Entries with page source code
......
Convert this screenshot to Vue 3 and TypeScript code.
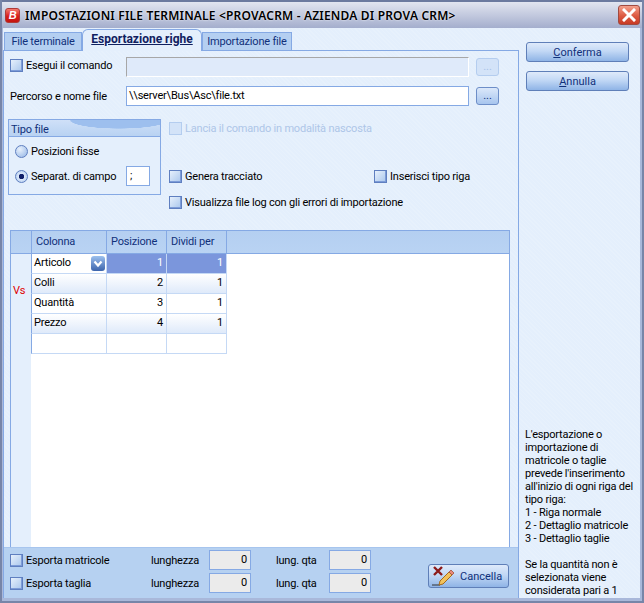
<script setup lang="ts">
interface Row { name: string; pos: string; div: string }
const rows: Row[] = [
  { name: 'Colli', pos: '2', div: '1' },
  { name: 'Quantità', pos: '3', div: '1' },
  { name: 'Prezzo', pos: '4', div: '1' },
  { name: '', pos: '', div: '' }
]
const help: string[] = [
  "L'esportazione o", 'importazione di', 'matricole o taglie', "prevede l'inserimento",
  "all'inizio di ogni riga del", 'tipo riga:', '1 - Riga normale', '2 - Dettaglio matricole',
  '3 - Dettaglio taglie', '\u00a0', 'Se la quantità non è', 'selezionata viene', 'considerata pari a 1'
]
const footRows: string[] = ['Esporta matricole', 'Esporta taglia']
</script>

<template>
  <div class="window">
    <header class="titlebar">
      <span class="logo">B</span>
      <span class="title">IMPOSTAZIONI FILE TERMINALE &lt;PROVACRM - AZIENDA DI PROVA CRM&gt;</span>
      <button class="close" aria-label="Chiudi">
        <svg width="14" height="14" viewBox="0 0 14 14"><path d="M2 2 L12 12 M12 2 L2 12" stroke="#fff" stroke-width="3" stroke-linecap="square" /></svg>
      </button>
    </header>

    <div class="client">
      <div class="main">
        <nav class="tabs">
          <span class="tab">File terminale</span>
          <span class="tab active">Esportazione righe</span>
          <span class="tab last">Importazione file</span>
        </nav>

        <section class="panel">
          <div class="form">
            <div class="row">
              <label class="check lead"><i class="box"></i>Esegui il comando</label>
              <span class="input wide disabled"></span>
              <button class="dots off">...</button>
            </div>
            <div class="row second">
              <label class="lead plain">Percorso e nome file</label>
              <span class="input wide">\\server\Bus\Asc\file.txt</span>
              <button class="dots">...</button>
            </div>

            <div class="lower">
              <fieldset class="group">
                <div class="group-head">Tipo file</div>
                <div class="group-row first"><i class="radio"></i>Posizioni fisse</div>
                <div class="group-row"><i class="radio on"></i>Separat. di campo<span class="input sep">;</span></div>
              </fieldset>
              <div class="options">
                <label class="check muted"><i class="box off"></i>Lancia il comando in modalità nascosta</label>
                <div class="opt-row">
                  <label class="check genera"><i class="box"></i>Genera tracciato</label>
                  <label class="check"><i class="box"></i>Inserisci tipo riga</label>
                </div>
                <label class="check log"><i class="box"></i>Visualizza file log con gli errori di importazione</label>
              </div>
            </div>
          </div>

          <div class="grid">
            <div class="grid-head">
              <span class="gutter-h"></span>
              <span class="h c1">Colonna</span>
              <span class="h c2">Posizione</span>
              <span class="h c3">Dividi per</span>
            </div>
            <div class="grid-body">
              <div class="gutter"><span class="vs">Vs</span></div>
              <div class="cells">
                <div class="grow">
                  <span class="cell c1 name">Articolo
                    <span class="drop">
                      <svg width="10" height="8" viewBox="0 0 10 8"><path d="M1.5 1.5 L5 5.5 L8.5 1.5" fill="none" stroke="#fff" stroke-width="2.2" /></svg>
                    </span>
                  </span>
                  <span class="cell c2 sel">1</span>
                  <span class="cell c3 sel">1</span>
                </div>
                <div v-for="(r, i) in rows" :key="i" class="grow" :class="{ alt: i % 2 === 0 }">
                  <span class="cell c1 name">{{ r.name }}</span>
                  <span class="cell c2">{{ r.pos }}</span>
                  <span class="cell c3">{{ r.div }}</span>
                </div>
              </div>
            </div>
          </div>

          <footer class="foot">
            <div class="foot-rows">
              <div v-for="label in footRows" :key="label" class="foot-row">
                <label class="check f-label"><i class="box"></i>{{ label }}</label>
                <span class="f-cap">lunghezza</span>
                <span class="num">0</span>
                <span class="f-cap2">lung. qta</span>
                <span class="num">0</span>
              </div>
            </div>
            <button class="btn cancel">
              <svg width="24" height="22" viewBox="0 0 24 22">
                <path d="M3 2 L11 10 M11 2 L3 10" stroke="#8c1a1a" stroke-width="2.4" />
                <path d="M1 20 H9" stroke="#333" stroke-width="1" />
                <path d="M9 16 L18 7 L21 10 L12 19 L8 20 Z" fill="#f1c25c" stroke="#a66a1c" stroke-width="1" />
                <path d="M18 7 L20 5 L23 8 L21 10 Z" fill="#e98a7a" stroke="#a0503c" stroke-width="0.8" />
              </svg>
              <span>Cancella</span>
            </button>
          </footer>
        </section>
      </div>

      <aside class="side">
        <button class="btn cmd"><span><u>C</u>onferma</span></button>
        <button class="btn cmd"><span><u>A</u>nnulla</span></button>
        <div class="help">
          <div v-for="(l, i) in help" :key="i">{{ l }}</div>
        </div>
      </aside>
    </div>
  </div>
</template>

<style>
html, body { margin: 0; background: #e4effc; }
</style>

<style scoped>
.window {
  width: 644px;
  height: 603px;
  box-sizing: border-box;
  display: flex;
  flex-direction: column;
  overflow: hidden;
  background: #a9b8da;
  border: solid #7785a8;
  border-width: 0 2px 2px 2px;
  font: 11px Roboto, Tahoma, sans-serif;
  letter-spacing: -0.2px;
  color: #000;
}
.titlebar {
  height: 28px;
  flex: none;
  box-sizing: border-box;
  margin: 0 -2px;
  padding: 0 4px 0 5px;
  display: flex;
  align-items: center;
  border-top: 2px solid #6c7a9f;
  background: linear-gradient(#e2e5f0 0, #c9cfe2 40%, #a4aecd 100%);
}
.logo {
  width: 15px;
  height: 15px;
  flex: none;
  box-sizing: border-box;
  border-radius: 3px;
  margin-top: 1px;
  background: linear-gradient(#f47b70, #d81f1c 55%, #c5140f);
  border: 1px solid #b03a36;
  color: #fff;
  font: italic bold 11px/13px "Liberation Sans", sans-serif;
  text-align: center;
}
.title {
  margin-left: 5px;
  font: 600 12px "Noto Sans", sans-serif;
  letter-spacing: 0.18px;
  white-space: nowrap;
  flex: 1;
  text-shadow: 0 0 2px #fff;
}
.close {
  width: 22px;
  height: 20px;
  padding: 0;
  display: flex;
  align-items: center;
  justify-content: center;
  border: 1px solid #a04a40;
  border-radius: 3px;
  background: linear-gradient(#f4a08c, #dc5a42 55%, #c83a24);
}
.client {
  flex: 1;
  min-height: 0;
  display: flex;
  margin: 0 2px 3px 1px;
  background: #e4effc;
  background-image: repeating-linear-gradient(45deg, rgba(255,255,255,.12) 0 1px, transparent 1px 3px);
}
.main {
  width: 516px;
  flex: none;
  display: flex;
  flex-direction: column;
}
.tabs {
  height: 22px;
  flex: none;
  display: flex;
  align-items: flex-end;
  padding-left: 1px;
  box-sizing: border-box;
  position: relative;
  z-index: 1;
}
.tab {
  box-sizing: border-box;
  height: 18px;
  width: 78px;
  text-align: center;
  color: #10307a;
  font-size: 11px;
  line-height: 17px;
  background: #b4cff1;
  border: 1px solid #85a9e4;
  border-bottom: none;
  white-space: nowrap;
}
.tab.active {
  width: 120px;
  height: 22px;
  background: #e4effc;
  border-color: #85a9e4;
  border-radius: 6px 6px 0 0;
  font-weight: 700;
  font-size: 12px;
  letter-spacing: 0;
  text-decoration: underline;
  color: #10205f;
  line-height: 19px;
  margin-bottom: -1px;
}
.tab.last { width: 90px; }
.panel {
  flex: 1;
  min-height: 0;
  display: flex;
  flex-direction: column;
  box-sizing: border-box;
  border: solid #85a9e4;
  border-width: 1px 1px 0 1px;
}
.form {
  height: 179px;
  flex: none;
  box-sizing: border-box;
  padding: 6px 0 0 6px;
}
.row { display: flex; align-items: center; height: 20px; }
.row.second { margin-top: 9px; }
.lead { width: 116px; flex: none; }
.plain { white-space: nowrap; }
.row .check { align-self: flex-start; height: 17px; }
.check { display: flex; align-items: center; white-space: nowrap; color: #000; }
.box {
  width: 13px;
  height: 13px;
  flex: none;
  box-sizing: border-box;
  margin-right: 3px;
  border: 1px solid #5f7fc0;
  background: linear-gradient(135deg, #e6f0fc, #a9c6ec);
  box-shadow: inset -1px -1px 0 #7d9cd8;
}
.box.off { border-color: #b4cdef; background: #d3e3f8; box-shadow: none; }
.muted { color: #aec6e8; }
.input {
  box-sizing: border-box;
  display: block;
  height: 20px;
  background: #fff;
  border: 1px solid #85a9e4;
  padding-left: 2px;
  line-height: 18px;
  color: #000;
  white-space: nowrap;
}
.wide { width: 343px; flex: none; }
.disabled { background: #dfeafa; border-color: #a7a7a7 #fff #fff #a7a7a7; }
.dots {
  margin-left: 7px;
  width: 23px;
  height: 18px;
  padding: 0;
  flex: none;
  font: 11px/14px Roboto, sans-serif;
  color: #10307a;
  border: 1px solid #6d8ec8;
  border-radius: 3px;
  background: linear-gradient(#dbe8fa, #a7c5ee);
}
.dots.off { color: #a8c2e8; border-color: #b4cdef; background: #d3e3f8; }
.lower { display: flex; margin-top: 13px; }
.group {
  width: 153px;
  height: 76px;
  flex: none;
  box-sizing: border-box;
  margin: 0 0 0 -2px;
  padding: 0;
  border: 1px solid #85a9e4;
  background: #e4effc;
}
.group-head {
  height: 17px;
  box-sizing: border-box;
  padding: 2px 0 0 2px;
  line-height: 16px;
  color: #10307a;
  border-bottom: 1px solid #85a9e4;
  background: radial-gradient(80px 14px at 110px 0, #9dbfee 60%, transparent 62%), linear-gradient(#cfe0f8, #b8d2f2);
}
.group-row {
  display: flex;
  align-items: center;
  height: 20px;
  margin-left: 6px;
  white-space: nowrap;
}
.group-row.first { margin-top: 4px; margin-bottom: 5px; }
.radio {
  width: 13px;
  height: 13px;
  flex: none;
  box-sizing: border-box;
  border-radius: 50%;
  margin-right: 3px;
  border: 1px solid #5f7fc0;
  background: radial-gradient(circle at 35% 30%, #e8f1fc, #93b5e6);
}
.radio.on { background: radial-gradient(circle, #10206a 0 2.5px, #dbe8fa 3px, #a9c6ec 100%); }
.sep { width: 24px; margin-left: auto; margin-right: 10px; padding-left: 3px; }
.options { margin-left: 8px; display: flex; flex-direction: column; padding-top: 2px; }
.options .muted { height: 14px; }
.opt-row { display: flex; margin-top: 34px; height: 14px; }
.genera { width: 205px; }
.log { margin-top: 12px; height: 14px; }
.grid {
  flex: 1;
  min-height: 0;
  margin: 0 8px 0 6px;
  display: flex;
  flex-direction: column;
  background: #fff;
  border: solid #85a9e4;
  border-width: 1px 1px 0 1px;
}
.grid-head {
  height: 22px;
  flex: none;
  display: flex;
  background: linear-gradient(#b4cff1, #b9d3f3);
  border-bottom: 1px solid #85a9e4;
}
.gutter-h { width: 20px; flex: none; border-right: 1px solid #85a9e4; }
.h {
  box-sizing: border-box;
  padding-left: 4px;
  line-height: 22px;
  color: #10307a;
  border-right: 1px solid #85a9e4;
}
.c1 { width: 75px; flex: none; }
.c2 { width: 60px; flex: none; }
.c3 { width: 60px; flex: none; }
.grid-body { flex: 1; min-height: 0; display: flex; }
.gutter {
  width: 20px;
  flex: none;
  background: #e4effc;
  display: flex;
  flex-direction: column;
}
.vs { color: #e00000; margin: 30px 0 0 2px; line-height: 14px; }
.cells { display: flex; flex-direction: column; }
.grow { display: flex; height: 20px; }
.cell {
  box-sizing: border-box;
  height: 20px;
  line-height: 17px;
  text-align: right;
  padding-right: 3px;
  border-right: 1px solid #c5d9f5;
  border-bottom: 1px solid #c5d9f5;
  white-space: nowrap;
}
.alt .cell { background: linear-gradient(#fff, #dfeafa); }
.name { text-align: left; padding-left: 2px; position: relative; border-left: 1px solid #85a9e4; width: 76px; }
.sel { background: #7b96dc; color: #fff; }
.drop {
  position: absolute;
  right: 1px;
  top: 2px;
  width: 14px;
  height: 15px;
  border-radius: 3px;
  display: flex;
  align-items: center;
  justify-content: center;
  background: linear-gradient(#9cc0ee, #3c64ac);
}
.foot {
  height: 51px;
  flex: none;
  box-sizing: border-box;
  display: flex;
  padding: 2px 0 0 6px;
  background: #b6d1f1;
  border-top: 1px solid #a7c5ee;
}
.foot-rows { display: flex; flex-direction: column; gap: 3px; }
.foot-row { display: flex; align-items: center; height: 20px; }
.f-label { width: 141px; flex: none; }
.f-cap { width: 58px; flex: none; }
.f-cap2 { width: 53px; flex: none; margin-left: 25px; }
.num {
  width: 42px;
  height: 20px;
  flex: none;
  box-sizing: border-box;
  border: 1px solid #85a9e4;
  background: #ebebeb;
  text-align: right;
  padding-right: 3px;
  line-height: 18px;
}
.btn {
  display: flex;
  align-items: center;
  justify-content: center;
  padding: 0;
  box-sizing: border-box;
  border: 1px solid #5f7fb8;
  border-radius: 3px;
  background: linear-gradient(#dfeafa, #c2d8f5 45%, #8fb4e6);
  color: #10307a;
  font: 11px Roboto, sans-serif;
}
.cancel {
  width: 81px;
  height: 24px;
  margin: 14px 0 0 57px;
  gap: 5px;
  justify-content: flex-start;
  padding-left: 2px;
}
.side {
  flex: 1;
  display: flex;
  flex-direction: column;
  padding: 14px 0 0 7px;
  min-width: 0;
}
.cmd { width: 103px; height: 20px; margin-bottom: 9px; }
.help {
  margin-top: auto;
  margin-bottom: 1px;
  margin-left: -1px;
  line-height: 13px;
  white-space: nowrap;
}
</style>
......
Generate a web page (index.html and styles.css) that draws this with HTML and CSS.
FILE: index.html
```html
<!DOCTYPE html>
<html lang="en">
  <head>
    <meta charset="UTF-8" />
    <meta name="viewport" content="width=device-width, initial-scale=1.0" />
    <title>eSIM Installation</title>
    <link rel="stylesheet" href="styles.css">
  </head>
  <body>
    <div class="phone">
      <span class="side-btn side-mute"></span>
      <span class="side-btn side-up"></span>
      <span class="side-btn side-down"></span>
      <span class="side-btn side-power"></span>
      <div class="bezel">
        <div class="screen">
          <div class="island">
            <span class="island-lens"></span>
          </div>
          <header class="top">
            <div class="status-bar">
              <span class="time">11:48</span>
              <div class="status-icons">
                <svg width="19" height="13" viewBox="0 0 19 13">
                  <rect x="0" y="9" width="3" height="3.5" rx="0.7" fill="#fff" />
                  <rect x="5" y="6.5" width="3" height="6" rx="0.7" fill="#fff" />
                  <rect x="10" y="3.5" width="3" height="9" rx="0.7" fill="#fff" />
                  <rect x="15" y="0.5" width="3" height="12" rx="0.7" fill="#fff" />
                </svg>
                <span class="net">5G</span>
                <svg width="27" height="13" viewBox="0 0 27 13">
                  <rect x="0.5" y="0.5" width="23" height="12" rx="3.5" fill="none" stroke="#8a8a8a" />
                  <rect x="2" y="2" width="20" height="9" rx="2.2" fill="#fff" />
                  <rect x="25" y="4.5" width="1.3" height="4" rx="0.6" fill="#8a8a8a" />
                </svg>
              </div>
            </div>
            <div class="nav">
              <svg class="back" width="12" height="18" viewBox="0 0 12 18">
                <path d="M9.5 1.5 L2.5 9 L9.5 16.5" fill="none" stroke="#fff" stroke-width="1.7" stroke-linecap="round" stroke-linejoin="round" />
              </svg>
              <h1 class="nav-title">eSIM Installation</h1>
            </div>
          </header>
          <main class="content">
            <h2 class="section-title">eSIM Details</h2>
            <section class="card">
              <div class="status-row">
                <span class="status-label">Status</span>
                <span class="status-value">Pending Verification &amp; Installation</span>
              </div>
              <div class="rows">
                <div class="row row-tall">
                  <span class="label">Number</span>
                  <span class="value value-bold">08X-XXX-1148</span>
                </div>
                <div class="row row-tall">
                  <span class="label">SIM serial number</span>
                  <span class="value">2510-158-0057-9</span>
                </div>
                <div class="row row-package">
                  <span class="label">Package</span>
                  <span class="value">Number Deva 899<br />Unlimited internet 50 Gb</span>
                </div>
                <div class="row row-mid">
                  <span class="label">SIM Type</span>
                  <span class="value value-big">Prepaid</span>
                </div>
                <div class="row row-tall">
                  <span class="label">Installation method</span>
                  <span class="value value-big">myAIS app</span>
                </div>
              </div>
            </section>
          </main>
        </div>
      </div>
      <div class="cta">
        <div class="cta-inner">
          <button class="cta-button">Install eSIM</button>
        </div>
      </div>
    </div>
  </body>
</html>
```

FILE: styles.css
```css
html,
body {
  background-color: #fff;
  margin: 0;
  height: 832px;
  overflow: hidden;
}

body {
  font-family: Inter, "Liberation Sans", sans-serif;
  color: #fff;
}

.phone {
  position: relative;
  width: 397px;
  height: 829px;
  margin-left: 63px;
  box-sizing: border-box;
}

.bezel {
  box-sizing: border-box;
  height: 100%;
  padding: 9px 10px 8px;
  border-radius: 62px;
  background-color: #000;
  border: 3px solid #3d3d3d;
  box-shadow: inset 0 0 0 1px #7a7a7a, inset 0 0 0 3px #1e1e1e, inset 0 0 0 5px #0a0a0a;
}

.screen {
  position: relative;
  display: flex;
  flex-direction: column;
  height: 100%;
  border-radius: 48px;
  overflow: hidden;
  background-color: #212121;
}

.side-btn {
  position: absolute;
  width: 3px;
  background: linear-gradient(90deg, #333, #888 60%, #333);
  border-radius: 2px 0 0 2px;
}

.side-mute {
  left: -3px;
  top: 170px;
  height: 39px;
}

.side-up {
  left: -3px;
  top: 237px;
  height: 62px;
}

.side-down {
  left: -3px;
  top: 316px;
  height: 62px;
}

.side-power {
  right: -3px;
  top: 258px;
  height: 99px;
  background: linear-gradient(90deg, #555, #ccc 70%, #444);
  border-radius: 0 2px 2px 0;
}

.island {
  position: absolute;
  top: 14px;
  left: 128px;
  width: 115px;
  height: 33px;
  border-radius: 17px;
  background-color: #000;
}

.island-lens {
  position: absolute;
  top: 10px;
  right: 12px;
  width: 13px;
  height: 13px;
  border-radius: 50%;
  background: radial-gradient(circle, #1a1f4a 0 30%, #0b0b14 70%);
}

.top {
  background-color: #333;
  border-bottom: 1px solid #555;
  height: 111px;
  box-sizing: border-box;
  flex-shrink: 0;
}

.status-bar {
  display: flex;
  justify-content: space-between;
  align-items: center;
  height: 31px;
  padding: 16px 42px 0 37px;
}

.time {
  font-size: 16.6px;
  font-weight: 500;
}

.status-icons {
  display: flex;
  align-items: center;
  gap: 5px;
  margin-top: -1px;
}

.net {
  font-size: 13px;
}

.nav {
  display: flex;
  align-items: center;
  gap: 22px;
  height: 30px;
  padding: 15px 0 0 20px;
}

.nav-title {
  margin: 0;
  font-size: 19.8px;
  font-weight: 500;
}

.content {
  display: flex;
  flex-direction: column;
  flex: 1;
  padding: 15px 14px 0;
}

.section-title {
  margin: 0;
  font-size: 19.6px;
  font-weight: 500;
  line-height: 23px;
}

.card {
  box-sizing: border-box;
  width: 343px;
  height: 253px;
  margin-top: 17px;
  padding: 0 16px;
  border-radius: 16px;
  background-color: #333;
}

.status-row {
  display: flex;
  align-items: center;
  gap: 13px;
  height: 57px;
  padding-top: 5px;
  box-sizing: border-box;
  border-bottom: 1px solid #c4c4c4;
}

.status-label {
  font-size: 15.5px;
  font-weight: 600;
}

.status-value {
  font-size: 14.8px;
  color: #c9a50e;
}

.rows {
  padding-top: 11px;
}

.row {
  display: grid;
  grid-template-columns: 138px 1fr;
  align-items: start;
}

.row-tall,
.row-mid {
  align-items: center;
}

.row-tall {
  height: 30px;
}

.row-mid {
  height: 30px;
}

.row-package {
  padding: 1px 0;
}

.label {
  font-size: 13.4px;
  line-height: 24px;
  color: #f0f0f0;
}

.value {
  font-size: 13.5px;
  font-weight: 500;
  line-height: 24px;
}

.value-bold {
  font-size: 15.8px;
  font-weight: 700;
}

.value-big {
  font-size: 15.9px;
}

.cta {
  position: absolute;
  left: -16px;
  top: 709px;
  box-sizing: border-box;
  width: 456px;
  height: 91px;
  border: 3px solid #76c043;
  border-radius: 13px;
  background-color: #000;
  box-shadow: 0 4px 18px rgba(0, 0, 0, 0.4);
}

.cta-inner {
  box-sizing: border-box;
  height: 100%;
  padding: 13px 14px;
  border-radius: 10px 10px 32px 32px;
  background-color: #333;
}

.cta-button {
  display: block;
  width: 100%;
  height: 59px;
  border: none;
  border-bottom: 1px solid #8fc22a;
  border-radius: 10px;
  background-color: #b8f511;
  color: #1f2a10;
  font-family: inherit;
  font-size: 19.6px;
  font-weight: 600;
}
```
......
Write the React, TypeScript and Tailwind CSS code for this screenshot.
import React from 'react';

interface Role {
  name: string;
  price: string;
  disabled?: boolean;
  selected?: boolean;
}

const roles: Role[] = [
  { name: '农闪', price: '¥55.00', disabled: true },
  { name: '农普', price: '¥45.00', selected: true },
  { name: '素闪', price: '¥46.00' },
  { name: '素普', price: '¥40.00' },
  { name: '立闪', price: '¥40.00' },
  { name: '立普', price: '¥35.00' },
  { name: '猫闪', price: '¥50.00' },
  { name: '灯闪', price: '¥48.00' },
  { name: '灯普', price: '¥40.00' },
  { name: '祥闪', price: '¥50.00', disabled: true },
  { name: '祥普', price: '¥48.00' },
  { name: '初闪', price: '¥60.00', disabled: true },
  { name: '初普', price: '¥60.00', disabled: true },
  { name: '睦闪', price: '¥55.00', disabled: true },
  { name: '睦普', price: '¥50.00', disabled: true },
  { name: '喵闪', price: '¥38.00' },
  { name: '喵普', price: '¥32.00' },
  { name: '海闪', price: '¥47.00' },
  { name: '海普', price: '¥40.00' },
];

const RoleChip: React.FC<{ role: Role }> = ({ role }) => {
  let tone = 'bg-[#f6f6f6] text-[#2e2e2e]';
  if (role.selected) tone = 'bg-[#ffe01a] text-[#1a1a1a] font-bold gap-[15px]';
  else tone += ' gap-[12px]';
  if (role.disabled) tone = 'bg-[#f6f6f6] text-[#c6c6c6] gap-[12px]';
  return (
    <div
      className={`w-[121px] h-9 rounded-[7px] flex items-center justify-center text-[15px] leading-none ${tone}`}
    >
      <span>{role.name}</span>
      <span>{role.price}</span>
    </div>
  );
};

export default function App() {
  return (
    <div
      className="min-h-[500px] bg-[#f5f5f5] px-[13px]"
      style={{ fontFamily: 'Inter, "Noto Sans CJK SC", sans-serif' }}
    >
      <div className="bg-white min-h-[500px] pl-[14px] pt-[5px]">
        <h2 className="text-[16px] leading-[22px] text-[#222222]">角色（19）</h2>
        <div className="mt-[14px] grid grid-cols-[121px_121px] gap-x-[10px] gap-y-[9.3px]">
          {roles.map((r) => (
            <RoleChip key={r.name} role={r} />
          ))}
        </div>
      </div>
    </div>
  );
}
......
▶ Exercise description: How many of the lines above include the word "index"? Respond with the number alone.

▶ Full answer: 3